--- start Information provided ---
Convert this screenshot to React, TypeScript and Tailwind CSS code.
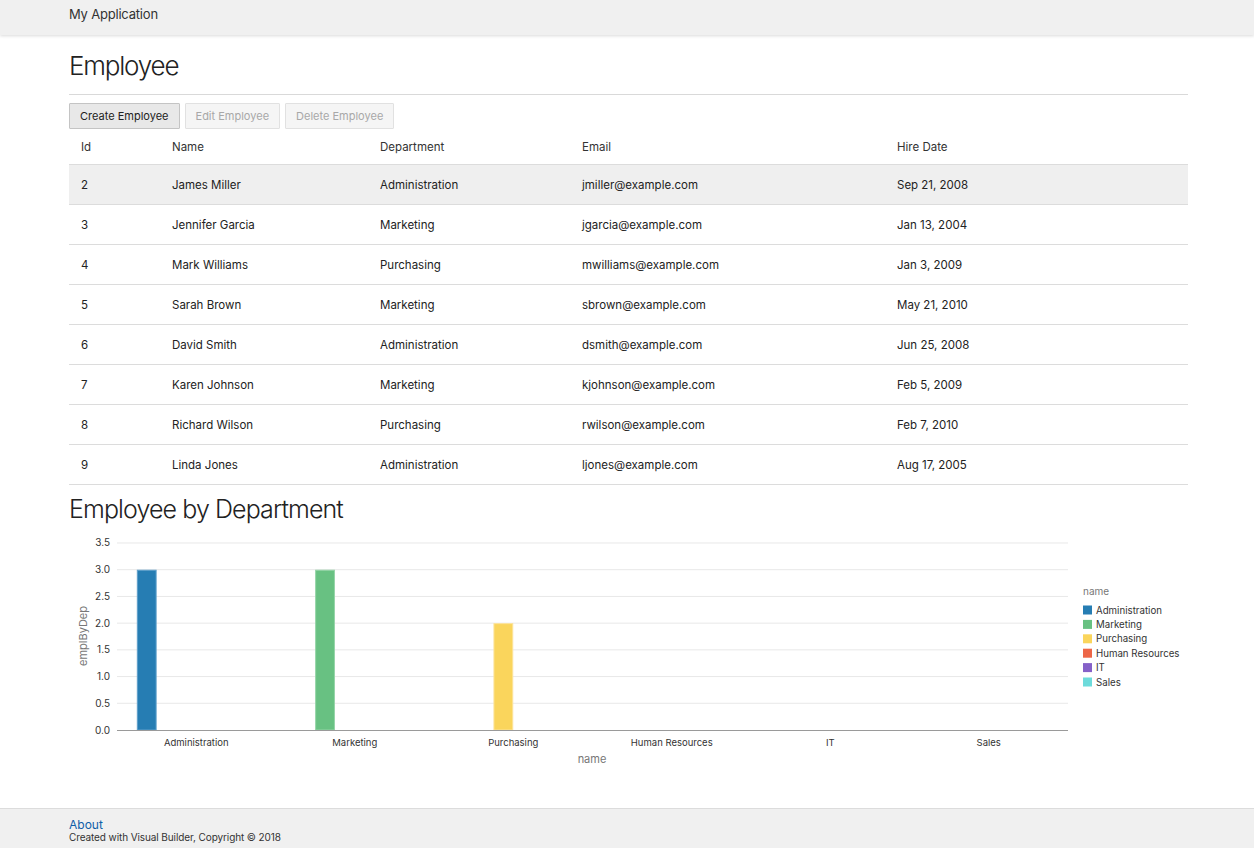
--- end Information provided ---
--- start Information provided ---
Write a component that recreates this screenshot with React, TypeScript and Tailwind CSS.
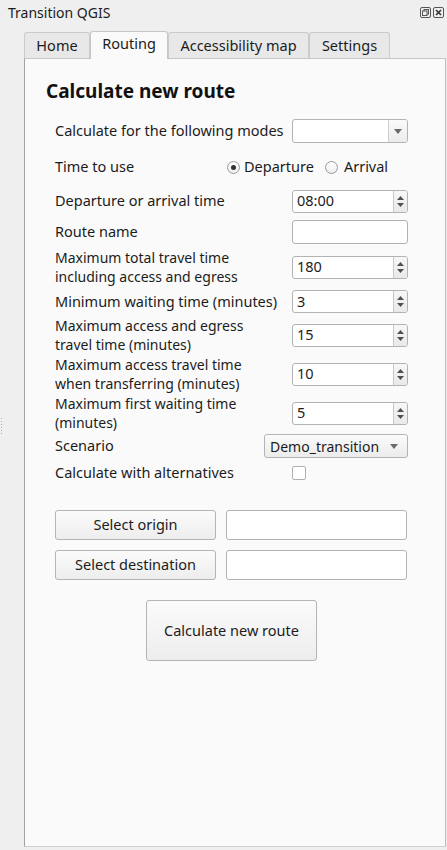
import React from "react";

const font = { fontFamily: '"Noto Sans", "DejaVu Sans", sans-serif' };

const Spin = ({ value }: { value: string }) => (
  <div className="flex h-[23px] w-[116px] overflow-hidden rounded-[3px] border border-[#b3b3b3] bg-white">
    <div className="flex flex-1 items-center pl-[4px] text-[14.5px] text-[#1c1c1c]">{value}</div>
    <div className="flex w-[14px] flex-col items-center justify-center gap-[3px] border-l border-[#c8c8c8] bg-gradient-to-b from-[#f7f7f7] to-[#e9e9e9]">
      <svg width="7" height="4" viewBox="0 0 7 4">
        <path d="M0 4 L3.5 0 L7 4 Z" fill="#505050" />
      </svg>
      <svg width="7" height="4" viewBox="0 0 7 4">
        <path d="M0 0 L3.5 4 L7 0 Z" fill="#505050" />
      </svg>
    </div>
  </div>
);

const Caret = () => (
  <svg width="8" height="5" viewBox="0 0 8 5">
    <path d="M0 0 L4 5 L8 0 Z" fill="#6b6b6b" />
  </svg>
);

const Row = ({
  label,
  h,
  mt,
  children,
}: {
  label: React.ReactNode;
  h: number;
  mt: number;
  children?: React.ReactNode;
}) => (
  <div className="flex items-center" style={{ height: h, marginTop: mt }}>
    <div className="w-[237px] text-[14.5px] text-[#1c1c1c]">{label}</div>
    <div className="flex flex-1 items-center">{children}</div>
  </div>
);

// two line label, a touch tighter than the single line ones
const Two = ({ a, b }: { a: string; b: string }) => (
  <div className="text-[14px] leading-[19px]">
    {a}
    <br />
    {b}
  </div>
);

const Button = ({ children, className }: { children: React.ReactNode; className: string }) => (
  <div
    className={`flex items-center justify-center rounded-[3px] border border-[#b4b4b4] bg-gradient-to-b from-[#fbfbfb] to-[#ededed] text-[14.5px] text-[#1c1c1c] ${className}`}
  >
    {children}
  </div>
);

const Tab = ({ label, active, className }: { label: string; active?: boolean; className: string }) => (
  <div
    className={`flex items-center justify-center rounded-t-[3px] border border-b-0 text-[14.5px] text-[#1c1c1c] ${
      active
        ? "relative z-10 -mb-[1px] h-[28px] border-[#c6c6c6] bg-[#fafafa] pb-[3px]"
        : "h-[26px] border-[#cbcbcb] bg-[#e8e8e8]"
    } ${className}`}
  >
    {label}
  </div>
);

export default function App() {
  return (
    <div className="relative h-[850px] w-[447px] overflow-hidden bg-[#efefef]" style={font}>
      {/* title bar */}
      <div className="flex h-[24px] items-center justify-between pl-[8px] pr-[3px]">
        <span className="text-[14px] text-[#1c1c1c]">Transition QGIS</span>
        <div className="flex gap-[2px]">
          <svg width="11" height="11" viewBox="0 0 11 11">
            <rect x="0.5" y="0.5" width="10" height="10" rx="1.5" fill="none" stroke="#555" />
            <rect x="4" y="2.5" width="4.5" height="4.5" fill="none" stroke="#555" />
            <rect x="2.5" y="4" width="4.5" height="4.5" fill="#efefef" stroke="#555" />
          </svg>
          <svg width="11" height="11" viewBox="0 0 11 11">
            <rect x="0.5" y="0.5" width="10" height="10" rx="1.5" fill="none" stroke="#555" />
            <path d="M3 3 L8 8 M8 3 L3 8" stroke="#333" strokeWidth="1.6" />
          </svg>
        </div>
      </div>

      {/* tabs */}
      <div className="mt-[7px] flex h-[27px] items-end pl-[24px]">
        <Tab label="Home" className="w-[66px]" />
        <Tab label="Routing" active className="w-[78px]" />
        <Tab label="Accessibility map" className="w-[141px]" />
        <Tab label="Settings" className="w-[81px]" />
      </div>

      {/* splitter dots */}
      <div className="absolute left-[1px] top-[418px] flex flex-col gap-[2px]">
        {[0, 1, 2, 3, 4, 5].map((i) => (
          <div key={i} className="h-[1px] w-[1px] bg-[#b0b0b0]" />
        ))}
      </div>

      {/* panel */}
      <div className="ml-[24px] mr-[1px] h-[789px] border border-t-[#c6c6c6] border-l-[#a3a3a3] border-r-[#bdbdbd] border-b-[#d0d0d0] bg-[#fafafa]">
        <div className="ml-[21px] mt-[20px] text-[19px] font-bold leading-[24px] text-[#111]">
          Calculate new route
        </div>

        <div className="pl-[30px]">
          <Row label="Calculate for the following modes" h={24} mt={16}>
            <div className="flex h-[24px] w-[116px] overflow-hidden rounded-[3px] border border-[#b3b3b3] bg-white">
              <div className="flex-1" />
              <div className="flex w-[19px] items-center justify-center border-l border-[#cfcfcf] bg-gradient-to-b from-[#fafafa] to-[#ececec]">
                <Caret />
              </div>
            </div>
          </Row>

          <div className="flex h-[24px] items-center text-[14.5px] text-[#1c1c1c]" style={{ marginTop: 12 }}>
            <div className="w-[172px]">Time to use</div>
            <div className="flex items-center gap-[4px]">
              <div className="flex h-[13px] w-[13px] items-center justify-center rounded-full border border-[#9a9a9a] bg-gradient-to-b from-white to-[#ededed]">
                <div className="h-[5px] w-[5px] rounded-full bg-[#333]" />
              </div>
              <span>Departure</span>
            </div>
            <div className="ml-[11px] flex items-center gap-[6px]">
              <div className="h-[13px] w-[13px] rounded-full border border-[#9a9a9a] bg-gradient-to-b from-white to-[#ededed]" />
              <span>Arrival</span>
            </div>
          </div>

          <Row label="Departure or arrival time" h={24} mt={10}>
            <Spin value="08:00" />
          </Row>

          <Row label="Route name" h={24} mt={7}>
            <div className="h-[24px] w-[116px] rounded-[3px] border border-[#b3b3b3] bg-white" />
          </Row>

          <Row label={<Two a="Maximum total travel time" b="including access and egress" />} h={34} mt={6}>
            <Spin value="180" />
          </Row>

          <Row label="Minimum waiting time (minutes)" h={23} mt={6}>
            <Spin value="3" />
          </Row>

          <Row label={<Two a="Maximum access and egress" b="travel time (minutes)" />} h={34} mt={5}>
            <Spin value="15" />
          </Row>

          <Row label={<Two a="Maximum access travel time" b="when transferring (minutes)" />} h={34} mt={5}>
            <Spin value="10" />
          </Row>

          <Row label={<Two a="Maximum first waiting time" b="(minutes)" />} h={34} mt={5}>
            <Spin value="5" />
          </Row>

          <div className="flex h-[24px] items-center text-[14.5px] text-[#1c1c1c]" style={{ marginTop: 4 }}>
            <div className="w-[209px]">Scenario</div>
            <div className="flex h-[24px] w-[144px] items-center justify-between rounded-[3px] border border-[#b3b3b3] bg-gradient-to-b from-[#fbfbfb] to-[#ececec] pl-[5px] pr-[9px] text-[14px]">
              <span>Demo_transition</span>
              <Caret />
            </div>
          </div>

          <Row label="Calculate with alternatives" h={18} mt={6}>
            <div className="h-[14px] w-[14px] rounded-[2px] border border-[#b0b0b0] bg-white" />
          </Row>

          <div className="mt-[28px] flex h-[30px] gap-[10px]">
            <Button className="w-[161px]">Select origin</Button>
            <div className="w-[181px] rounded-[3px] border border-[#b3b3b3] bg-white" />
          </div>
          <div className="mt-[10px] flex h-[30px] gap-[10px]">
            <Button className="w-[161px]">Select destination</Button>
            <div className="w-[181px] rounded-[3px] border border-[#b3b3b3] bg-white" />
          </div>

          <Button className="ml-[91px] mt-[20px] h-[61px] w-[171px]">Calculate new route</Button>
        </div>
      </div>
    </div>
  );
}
--- end Information provided ---
Show the lines of the material that contain the word "TypeScript".

* [Solution for this exercise]:
Convert this screenshot to React, TypeScript and Tailwind CSS code.
Write a component that recreates this screenshot with React, TypeScript and Tailwind CSS.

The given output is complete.